Copy each line of the material below that includes the string "React".

> [Exercise material]
◆ ◆ ◆

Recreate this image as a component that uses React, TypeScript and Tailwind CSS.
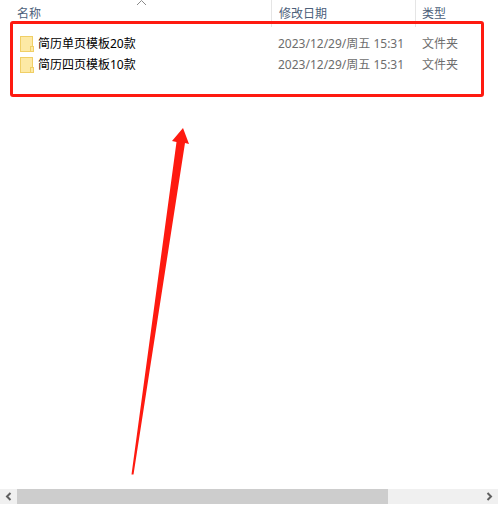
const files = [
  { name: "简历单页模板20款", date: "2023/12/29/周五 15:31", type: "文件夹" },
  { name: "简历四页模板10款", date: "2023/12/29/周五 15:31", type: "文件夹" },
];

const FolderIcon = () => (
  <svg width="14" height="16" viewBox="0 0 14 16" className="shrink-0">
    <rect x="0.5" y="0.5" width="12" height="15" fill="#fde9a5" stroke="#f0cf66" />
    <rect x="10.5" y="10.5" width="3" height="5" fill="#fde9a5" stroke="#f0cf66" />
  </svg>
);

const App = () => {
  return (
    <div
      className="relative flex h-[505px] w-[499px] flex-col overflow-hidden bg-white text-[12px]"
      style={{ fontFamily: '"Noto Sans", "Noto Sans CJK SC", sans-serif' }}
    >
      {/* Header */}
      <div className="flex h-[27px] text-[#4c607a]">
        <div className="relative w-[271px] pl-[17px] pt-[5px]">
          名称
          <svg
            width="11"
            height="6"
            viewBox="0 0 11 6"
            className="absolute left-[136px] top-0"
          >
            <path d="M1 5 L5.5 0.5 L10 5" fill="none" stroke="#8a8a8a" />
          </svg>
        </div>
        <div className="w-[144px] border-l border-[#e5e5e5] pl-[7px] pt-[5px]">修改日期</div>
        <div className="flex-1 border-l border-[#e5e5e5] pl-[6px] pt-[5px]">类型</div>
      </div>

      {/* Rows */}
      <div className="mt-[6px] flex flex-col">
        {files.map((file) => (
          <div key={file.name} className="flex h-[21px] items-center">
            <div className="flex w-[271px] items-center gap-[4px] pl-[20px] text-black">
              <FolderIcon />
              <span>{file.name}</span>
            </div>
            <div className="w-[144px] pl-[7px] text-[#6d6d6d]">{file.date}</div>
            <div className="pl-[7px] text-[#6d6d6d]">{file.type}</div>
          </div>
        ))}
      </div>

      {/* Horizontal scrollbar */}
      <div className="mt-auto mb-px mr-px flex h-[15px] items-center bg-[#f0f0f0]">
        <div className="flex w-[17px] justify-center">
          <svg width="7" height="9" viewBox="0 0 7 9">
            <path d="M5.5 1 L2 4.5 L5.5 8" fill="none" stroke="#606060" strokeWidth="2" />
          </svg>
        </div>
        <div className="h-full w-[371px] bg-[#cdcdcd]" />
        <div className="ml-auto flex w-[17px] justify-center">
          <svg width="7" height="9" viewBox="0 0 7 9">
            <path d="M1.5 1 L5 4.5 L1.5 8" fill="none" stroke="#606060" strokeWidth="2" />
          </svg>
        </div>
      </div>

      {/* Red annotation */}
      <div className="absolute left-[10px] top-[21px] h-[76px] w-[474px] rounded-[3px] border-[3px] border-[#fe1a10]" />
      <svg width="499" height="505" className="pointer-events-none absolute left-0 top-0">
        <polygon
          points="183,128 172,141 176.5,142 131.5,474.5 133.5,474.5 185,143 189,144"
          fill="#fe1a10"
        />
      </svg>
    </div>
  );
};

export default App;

◆ ◆ ◆

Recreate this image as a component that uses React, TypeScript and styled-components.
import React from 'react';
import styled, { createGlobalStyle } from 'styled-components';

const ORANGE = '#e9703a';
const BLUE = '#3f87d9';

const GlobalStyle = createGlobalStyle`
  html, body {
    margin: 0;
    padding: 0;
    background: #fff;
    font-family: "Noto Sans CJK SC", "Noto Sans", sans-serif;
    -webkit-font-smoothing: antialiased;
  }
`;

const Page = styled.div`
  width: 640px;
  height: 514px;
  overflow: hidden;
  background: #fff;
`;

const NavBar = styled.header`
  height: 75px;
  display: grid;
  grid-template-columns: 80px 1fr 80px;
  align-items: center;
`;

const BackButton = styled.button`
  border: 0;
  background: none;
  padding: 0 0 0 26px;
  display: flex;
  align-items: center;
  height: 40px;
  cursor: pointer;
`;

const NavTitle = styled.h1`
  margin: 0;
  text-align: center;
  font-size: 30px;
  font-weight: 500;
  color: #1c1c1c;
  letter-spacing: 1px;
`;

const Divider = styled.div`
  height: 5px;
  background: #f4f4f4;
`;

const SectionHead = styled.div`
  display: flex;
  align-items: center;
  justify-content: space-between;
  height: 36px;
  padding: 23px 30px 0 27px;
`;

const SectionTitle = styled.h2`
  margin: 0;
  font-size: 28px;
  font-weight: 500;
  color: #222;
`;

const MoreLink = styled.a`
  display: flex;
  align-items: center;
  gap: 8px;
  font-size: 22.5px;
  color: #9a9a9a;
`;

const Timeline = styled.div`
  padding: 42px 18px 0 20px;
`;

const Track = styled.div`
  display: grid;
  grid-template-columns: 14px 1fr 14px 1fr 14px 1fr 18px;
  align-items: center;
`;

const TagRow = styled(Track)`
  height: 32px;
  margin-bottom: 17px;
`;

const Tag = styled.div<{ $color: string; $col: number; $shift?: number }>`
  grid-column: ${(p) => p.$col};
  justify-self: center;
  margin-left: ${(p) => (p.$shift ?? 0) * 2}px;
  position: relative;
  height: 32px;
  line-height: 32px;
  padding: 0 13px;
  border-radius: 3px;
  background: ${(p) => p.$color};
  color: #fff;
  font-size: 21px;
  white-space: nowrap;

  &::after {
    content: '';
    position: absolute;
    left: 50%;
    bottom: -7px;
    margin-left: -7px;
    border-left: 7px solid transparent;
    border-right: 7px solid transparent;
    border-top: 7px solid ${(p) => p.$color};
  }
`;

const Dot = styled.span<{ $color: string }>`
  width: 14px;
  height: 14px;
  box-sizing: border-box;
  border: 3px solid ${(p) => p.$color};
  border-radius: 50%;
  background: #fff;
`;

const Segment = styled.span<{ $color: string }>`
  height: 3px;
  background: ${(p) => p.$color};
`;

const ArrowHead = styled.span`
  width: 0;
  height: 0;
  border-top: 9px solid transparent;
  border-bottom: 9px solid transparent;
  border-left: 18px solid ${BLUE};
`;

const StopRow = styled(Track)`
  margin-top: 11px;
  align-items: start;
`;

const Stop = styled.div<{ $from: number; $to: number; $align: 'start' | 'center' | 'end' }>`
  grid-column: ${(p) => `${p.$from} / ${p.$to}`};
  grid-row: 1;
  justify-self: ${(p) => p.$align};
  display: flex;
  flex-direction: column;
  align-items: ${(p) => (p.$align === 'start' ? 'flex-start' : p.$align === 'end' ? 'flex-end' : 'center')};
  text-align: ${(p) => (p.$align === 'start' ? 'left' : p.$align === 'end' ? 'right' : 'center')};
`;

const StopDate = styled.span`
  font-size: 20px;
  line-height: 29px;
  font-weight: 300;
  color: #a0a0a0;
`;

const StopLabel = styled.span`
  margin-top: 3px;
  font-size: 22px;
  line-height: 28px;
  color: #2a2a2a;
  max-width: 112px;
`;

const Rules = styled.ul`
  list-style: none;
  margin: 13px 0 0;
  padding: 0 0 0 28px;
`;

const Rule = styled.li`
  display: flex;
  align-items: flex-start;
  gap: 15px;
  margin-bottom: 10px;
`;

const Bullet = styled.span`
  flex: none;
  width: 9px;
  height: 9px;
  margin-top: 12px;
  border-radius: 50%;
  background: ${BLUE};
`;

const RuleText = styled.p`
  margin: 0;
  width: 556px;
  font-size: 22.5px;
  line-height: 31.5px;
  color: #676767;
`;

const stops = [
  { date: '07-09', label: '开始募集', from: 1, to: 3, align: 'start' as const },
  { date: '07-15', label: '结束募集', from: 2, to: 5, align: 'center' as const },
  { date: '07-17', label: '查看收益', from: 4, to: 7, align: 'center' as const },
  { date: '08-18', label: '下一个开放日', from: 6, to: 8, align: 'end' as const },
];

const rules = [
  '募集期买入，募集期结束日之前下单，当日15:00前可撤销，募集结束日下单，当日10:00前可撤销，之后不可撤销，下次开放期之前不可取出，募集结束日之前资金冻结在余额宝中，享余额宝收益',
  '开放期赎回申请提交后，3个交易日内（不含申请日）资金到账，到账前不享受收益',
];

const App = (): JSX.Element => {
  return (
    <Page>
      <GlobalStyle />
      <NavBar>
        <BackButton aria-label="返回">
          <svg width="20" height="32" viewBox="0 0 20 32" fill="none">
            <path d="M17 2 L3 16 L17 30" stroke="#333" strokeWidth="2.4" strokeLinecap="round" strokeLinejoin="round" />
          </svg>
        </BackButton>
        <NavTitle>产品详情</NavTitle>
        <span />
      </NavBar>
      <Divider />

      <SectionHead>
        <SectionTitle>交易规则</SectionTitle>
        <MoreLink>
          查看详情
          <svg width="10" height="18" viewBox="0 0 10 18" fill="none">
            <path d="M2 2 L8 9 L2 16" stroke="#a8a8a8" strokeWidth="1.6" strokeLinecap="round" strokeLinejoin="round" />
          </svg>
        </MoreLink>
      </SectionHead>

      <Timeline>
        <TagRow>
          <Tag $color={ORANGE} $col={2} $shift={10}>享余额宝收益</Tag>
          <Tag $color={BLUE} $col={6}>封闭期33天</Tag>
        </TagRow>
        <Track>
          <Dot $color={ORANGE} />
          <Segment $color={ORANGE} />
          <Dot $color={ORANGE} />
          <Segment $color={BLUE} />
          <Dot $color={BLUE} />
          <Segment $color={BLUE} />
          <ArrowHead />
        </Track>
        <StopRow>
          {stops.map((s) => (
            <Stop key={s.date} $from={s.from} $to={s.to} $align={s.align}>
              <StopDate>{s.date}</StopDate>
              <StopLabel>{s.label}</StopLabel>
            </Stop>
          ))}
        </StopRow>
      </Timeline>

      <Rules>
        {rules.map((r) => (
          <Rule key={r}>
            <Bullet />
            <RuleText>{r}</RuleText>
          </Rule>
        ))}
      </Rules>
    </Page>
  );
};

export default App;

◆ ◆ ◆

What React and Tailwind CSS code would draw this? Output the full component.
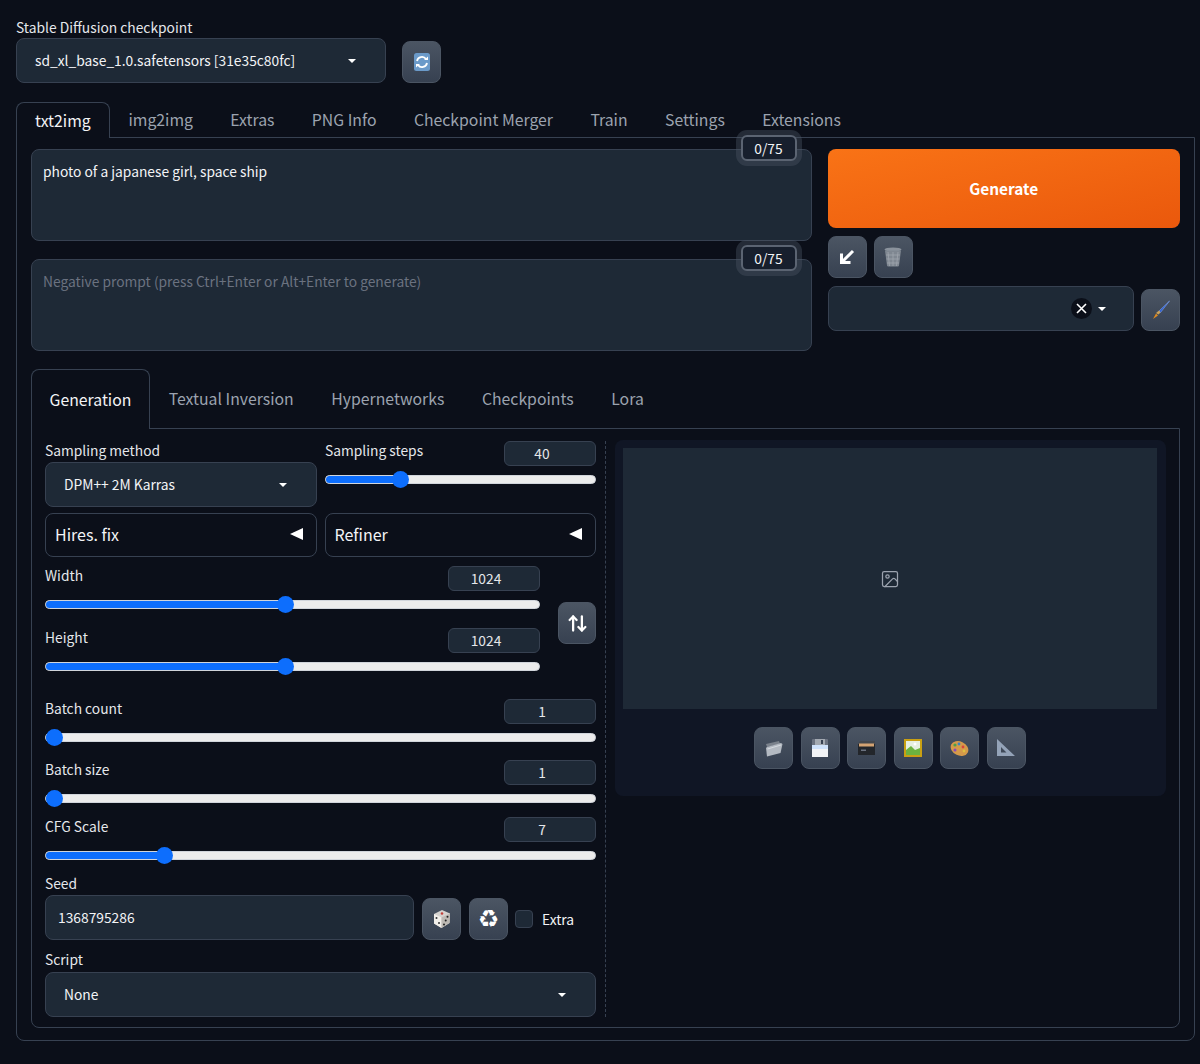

◆ ◆ ◆

> [Written solution]
Recreate this image as a component that uses React, TypeScript and Tailwind CSS.
Recreate this image as a component that uses React, TypeScript and styled-components.
import React from 'react';
What React and Tailwind CSS code would draw this? Output the full component.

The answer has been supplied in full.